* GIVEN ENTRIES *
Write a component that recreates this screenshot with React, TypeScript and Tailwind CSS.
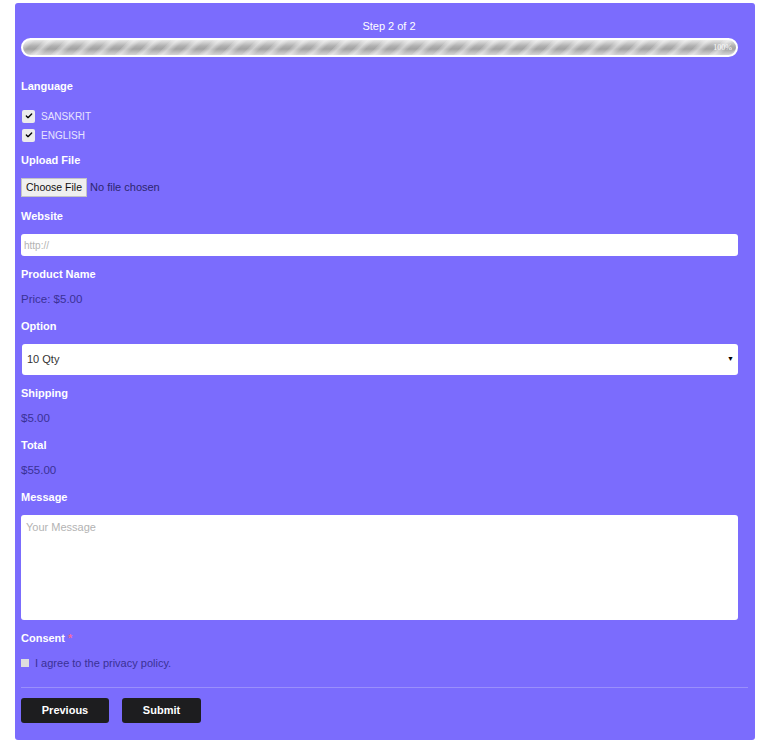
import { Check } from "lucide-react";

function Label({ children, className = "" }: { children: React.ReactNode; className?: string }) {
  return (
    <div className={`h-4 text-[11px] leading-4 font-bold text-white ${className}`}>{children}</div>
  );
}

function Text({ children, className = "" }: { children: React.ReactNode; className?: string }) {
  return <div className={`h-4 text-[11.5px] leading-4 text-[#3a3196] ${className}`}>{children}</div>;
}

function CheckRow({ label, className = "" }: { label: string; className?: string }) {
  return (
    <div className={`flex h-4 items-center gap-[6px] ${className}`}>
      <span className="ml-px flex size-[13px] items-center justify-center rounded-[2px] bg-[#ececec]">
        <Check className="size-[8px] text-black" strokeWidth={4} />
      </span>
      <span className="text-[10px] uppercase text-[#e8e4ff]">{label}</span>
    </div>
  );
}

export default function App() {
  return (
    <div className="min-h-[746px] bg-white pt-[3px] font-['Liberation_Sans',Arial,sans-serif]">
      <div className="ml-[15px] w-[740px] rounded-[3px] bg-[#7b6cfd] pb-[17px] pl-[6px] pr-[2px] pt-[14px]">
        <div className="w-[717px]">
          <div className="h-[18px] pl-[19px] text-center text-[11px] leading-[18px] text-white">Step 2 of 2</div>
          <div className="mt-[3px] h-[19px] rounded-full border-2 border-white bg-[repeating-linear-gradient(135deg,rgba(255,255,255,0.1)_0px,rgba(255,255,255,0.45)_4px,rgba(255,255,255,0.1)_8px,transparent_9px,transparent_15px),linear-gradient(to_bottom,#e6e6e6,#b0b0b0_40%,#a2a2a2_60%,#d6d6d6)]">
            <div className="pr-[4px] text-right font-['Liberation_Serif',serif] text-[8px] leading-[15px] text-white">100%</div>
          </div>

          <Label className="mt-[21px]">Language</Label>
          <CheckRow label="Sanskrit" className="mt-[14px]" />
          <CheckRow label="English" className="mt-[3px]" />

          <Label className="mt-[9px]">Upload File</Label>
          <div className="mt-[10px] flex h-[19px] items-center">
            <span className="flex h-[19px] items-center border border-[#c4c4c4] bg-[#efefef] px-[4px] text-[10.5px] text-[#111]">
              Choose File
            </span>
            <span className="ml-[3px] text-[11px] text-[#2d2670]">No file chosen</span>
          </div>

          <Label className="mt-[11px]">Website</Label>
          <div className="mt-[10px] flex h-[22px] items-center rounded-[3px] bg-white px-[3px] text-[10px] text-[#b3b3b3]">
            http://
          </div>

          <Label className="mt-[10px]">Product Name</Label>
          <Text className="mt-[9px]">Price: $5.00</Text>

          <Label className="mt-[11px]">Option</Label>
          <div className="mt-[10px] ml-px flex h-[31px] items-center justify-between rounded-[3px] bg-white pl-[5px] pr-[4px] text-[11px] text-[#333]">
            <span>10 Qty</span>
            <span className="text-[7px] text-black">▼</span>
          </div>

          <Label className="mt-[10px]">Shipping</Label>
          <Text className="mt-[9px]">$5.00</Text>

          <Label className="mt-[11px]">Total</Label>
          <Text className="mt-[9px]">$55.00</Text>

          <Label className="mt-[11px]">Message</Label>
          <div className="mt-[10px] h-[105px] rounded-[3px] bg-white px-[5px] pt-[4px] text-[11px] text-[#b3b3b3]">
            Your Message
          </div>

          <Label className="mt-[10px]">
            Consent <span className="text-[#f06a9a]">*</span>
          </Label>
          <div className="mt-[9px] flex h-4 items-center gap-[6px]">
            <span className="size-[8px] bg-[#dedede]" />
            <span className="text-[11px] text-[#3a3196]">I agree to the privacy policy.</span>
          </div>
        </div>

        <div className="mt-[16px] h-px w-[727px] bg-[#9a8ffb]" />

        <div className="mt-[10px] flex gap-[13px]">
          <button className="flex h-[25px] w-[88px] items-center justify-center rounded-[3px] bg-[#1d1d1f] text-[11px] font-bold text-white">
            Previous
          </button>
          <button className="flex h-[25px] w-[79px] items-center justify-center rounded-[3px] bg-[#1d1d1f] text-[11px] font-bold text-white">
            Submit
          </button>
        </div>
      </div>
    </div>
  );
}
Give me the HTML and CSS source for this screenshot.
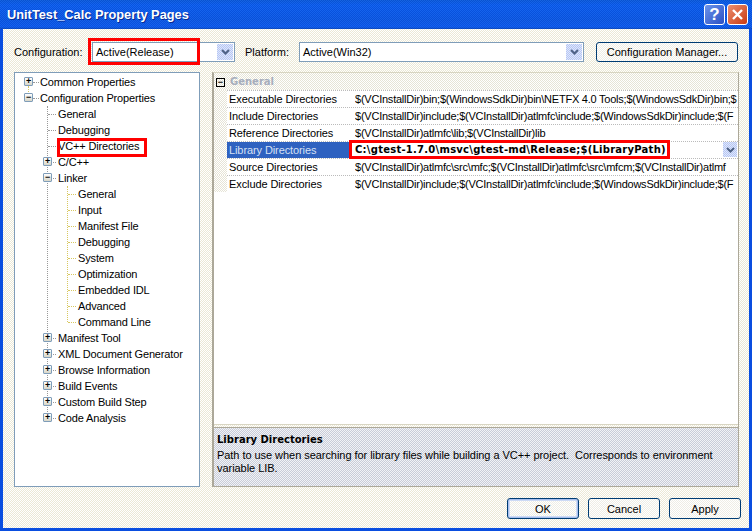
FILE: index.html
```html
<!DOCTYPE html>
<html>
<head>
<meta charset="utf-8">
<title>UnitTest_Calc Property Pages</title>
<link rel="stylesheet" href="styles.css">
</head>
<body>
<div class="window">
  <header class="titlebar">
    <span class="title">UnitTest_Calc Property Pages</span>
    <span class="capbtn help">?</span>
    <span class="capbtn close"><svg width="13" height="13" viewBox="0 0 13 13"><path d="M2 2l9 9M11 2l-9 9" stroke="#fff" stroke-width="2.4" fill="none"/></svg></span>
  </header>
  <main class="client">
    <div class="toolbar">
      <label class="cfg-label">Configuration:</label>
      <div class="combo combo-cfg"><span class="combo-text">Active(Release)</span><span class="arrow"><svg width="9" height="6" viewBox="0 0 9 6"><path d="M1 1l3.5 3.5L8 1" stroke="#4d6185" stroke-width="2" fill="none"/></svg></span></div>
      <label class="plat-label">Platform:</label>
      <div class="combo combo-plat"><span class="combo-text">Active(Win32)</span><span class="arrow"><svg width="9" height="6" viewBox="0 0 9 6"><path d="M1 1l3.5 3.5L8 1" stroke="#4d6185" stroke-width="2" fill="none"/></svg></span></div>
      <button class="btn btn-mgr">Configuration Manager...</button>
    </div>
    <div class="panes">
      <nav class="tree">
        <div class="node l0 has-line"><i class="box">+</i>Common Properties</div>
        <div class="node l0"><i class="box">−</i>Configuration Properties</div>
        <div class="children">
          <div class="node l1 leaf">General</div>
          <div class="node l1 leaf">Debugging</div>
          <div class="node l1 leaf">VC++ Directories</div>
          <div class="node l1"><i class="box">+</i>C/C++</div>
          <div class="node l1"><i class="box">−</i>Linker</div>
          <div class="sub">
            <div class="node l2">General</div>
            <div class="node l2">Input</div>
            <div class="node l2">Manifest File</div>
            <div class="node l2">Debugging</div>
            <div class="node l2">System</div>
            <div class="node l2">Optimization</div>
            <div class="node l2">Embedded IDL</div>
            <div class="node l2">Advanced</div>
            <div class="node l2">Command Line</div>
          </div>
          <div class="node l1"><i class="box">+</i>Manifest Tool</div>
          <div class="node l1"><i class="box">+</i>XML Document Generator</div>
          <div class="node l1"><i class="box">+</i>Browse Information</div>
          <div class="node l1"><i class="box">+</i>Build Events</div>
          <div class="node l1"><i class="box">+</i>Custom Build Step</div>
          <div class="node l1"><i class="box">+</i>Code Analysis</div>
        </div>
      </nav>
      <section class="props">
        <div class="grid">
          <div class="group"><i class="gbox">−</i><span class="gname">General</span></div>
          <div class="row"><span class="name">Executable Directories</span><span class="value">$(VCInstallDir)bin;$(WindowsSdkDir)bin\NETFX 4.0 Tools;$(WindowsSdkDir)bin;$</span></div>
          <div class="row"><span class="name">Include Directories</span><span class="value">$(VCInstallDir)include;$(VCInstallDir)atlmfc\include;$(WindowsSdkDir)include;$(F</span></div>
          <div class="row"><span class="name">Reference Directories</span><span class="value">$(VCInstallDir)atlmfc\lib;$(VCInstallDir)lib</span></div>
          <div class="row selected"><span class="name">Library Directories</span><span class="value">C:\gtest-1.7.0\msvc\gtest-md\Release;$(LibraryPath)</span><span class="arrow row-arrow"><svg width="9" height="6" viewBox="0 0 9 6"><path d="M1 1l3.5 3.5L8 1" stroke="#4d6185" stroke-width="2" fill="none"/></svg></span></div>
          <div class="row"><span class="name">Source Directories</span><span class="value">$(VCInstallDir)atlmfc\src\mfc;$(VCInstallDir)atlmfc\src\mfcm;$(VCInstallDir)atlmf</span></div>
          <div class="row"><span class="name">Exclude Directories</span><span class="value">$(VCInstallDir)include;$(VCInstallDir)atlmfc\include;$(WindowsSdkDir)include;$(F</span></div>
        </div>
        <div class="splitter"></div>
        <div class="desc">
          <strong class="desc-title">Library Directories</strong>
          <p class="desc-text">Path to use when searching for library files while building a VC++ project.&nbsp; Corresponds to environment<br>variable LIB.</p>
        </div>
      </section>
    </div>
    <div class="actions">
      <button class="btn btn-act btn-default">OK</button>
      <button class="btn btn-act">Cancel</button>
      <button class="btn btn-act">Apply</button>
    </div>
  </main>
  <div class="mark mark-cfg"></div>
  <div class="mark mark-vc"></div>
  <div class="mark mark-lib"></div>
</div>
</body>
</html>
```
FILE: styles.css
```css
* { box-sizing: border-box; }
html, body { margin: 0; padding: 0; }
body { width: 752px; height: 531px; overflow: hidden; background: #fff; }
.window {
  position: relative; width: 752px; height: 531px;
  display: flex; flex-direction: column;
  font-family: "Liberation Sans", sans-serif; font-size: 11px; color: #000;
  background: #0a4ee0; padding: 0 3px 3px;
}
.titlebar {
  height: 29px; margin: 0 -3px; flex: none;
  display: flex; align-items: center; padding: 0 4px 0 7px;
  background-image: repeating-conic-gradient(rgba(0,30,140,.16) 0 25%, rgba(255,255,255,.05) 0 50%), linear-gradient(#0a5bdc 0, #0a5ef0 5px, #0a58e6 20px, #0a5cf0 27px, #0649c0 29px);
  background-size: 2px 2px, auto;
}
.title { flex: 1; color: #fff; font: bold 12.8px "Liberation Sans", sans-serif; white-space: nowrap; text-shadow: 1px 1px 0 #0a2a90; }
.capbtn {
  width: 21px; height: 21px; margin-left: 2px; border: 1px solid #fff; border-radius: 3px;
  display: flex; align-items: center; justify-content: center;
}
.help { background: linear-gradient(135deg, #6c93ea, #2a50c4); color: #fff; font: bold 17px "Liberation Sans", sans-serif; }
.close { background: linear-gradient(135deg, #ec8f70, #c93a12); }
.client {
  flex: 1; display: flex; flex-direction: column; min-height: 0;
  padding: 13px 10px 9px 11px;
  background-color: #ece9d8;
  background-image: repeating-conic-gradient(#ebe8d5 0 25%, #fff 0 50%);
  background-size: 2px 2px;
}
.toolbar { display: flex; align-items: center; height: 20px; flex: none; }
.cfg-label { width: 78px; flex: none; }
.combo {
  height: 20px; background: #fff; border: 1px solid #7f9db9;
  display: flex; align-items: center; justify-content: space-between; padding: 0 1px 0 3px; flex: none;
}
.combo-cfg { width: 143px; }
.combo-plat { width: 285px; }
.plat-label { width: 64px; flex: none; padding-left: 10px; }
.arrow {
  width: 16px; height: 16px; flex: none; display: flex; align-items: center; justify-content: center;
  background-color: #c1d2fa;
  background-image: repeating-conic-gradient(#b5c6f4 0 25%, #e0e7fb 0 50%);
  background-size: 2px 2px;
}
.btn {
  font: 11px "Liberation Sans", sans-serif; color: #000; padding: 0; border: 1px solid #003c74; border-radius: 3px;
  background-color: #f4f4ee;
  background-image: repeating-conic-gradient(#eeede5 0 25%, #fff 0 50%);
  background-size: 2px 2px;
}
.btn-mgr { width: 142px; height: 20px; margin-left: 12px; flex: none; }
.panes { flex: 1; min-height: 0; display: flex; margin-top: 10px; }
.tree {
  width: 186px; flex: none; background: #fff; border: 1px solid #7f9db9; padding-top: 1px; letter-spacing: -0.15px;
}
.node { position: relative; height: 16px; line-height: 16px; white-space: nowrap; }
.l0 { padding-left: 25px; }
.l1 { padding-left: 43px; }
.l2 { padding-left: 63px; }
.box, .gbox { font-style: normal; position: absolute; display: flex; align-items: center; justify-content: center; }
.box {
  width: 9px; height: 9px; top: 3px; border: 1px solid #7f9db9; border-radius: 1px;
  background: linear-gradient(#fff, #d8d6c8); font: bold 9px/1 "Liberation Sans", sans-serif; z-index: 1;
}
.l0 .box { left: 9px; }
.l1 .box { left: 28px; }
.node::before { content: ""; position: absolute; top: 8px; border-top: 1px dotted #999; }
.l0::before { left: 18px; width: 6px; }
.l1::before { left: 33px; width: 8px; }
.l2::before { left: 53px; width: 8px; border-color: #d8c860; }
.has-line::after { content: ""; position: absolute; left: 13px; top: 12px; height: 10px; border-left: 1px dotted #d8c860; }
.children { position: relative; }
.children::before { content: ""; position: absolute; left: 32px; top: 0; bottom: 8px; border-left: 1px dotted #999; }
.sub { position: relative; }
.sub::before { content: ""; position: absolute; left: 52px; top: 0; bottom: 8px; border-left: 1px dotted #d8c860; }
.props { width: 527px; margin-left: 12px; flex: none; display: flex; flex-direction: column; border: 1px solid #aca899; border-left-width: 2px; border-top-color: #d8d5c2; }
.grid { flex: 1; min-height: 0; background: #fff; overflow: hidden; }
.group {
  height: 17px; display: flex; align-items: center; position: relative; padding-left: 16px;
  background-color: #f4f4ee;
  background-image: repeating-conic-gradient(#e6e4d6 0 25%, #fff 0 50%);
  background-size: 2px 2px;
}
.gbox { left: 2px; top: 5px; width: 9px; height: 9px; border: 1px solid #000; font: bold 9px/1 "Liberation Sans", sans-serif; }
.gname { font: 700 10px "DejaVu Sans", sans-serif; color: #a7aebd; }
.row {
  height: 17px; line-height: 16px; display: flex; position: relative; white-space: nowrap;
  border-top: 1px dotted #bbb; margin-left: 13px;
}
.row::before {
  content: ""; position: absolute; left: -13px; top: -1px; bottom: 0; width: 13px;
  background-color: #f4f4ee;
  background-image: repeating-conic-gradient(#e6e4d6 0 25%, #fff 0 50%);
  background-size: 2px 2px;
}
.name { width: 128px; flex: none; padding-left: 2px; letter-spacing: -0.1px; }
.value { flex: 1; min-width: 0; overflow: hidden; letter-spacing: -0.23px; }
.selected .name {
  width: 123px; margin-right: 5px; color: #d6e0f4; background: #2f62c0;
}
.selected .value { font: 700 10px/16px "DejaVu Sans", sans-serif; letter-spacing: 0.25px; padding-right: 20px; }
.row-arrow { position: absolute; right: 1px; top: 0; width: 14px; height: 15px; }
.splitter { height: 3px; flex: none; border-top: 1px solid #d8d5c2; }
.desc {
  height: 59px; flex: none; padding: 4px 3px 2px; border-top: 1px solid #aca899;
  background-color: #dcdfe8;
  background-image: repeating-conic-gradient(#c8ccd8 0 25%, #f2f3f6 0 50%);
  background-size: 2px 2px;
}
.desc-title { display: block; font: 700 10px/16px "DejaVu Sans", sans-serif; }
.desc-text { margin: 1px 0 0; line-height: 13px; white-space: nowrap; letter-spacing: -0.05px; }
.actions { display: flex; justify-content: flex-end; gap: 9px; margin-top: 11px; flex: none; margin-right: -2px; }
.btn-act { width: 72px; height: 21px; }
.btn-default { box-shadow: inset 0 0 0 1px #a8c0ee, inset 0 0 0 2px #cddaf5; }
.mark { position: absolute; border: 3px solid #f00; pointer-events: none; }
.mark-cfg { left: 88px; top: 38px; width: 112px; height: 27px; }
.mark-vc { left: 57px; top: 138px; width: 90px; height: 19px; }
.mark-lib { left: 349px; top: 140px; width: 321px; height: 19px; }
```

* DIRECTIONS *
Check every line for "screenshot" and show the ones that have it.

* RESULT FOR THIS EXERCISE *
Write a component that recreates this screenshot with React, TypeScript and Tailwind CSS.
Give me the HTML and CSS source for this screenshot.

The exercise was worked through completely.